● **THE REQUEST**
Please output every line of the material as it stands, without the pictures.

● **GIVEN MATERIAL**

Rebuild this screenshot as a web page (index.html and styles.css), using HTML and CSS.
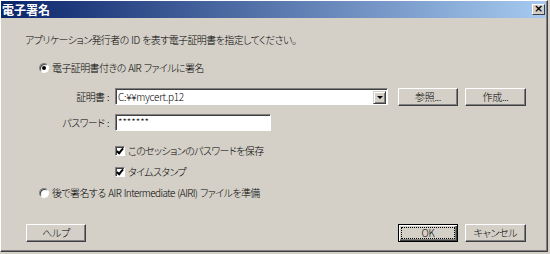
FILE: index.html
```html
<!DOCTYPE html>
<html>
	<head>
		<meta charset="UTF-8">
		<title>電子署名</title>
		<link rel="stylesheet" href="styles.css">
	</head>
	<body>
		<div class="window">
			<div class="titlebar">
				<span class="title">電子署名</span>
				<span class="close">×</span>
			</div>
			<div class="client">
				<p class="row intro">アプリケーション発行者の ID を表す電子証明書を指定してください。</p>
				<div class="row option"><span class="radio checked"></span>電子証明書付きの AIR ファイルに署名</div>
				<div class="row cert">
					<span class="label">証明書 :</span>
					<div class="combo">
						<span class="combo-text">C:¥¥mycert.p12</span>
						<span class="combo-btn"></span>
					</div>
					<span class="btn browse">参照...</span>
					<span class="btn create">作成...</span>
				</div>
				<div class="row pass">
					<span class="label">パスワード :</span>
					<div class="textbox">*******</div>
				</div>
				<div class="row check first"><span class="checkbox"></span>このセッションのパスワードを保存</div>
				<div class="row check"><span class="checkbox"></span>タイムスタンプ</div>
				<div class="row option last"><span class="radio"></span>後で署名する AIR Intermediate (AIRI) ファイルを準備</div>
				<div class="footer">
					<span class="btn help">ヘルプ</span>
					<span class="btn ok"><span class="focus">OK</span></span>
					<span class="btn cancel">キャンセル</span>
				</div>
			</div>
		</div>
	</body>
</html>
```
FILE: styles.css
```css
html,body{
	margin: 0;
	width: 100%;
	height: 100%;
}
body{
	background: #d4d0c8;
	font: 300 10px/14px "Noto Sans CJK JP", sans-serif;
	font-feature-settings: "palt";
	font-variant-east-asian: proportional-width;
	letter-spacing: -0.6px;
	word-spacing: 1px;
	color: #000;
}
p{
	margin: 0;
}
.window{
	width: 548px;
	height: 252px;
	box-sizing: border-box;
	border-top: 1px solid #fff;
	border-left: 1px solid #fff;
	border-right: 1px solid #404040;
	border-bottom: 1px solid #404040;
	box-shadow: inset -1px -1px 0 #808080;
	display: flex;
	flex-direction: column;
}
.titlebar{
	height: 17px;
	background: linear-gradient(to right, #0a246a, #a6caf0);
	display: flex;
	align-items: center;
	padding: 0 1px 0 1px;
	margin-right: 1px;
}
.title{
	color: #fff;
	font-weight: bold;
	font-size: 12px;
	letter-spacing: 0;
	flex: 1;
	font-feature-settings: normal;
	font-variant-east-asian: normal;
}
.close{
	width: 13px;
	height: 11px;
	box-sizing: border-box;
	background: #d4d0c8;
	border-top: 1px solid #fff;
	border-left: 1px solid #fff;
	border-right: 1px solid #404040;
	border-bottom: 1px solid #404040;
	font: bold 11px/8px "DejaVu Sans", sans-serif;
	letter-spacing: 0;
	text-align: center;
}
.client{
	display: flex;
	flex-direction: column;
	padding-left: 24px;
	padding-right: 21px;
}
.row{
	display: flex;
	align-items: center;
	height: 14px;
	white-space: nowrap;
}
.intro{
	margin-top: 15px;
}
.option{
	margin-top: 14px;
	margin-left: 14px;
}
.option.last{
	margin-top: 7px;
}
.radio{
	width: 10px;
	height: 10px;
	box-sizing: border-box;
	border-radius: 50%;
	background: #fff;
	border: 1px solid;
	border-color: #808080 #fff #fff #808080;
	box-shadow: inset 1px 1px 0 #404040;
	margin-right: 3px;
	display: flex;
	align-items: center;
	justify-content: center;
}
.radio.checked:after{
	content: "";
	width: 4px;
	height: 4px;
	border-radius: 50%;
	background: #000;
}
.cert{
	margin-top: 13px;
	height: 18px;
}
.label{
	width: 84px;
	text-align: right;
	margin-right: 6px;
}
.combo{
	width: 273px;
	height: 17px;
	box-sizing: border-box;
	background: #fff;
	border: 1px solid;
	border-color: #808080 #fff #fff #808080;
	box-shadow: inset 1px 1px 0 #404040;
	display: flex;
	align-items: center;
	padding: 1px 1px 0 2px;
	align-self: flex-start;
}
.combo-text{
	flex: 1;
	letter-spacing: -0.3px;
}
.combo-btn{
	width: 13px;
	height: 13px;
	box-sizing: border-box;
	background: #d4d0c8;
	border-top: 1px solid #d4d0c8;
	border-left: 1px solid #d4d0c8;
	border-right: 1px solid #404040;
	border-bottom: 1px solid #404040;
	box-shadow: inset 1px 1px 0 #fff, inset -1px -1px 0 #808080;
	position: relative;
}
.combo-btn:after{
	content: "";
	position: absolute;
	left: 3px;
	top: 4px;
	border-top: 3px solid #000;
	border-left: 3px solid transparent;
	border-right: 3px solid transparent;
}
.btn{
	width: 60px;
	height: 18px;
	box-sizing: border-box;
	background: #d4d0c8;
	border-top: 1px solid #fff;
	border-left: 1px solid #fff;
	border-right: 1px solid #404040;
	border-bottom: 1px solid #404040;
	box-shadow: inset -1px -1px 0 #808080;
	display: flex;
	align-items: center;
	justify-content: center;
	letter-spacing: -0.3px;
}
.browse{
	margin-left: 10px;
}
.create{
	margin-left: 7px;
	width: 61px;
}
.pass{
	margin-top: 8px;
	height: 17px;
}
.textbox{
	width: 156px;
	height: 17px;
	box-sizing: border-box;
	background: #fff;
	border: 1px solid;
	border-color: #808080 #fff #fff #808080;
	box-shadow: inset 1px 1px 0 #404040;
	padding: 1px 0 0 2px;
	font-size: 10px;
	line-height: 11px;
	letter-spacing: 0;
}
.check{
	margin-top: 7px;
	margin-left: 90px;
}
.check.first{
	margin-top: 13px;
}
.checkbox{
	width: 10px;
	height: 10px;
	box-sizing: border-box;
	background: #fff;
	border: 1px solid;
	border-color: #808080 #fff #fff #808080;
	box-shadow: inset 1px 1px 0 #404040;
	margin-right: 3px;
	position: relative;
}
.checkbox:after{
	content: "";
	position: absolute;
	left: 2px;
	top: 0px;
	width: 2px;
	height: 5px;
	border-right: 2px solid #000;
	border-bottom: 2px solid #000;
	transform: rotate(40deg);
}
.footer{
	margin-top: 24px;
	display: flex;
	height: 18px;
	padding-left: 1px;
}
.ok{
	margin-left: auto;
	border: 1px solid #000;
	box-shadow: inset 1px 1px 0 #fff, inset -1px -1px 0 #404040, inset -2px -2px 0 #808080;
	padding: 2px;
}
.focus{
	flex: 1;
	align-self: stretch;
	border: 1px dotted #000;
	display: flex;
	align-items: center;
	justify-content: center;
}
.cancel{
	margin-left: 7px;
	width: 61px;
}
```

● **SOLUTION FOR THIS TASK**
Rebuild this screenshot as a web page (index.html and styles.css), using HTML and CSS.
FILE: index.html
```html
<!DOCTYPE html>
<html>
	<head>
		<meta charset="UTF-8">
		<title>電子署名</title>
		<link rel="stylesheet" href="styles.css">
	</head>
	<body>
		<div class="window">
			<div class="titlebar">
				<span class="title">電子署名</span>
				<span class="close">×</span>
			</div>
			<div class="client">
				<p class="row intro">アプリケーション発行者の ID を表す電子証明書を指定してください。</p>
				<div class="row option"><span class="radio checked"></span>電子証明書付きの AIR ファイルに署名</div>
				<div class="row cert">
					<span class="label">証明書 :</span>
					<div class="combo">
						<span class="combo-text">C:¥¥mycert.p12</span>
						<span class="combo-btn"></span>
					</div>
					<span class="btn browse">参照...</span>
					<span class="btn create">作成...</span>
				</div>
				<div class="row pass">
					<span class="label">パスワード :</span>
					<div class="textbox">*******</div>
				</div>
				<div class="row check first"><span class="checkbox"></span>このセッションのパスワードを保存</div>
				<div class="row check"><span class="checkbox"></span>タイムスタンプ</div>
				<div class="row option last"><span class="radio"></span>後で署名する AIR Intermediate (AIRI) ファイルを準備</div>
				<div class="footer">
					<span class="btn help">ヘルプ</span>
					<span class="btn ok"><span class="focus">OK</span></span>
					<span class="btn cancel">キャンセル</span>
				</div>
			</div>
		</div>
	</body>
</html>
```
FILE: styles.css
```css
html,body{
	margin: 0;
	width: 100%;
	height: 100%;
}
body{
	background: #d4d0c8;
	font: 300 10px/14px "Noto Sans CJK JP", sans-serif;
	font-feature-settings: "palt";
	font-variant-east-asian: proportional-width;
	letter-spacing: -0.6px;
	word-spacing: 1px;
	color: #000;
}
p{
	margin: 0;
}
.window{
	width: 548px;
	height: 252px;
	box-sizing: border-box;
	border-top: 1px solid #fff;
	border-left: 1px solid #fff;
	border-right: 1px solid #404040;
	border-bottom: 1px solid #404040;
	box-shadow: inset -1px -1px 0 #808080;
	display: flex;
	flex-direction: column;
}
.titlebar{
	height: 17px;
	background: linear-gradient(to right, #0a246a, #a6caf0);
	display: flex;
	align-items: center;
	padding: 0 1px 0 1px;
	margin-right: 1px;
}
.title{
	color: #fff;
	font-weight: bold;
	font-size: 12px;
	letter-spacing: 0;
	flex: 1;
	font-feature-settings: normal;
	font-variant-east-asian: normal;
}
.close{
	width: 13px;
	height: 11px;
	box-sizing: border-box;
	background: #d4d0c8;
	border-top: 1px solid #fff;
	border-left: 1px solid #fff;
	border-right: 1px solid #404040;
	border-bottom: 1px solid #404040;
	font: bold 11px/8px "DejaVu Sans", sans-serif;
	letter-spacing: 0;
	text-align: center;
}
.client{
	display: flex;
	flex-direction: column;
	padding-left: 24px;
	padding-right: 21px;
}
.row{
	display: flex;
	align-items: center;
	height: 14px;
	white-space: nowrap;
}
.intro{
	margin-top: 15px;
}
.option{
	margin-top: 14px;
	margin-left: 14px;
}
.option.last{
	margin-top: 7px;
}
.radio{
	width: 10px;
	height: 10px;
	box-sizing: border-box;
	border-radius: 50%;
	background: #fff;
	border: 1px solid;
	border-color: #808080 #fff #fff #808080;
	box-shadow: inset 1px 1px 0 #404040;
	margin-right: 3px;
	display: flex;
	align-items: center;
	justify-content: center;
}
.radio.checked:after{
	content: "";
	width: 4px;
	height: 4px;
	border-radius: 50%;
	background: #000;
}
.cert{
	margin-top: 13px;
	height: 18px;
}
.label{
	width: 84px;
	text-align: right;
	margin-right: 6px;
}
.combo{
	width: 273px;
	height: 17px;
	box-sizing: border-box;
	background: #fff;
	border: 1px solid;
	border-color: #808080 #fff #fff #808080;
	box-shadow: inset 1px 1px 0 #404040;
	display: flex;
	align-items: center;
	padding: 1px 1px 0 2px;
	align-self: flex-start;
}
.combo-text{
	flex: 1;
	letter-spacing: -0.3px;
}
.combo-btn{
	width: 13px;
	height: 13px;
	box-sizing: border-box;
	background: #d4d0c8;
	border-top: 1px solid #d4d0c8;
	border-left: 1px solid #d4d0c8;
	border-right: 1px solid #404040;
	border-bottom: 1px solid #404040;
	box-shadow: inset 1px 1px 0 #fff, inset -1px -1px 0 #808080;
	position: relative;
}
.combo-btn:after{
	content: "";
	position: absolute;
	left: 3px;
	top: 4px;
	border-top: 3px solid #000;
	border-left: 3px solid transparent;
	border-right: 3px solid transparent;
}
.btn{
	width: 60px;
	height: 18px;
	box-sizing: border-box;
	background: #d4d0c8;
	border-top: 1px solid #fff;
	border-left: 1px solid #fff;
	border-right: 1px solid #404040;
	border-bottom: 1px solid #404040;
	box-shadow: inset -1px -1px 0 #808080;
	display: flex;
	align-items: center;
	justify-content: center;
	letter-spacing: -0.3px;
}
.browse{
	margin-left: 10px;
}
.create{
	margin-left: 7px;
	width: 61px;
}
.pass{
	margin-top: 8px;
	height: 17px;
}
.textbox{
	width: 156px;
	height: 17px;
	box-sizing: border-box;
	background: #fff;
	border: 1px solid;
	border-color: #808080 #fff #fff #808080;
	box-shadow: inset 1px 1px 0 #404040;
	padding: 1px 0 0 2px;
	font-size: 10px;
	line-height: 11px;
	letter-spacing: 0;
}
.check{
	margin-top: 7px;
	margin-left: 90px;
}
.check.first{
	margin-top: 13px;
}
.checkbox{
	width: 10px;
	height: 10px;
	box-sizing: border-box;
	background: #fff;
	border: 1px solid;
	border-color: #808080 #fff #fff #808080;
	box-shadow: inset 1px 1px 0 #404040;
	margin-right: 3px;
	position: relative;
}
.checkbox:after{
	content: "";
	position: absolute;
	left: 2px;
	top: 0px;
	width: 2px;
	height: 5px;
	border-right: 2px solid #000;
	border-bottom: 2px solid #000;
	transform: rotate(40deg);
}
.footer{
	margin-top: 24px;
	display: flex;
	height: 18px;
	padding-left: 1px;
}
.ok{
	margin-left: auto;
	border: 1px solid #000;
	box-shadow: inset 1px 1px 0 #fff, inset -1px -1px 0 #404040, inset -2px -2px 0 #808080;
	padding: 2px;
}
.focus{
	flex: 1;
	align-self: stretch;
	border: 1px dotted #000;
	display: flex;
	align-items: center;
	justify-content: center;
}
.cancel{
	margin-left: 7px;
	width: 61px;
}
```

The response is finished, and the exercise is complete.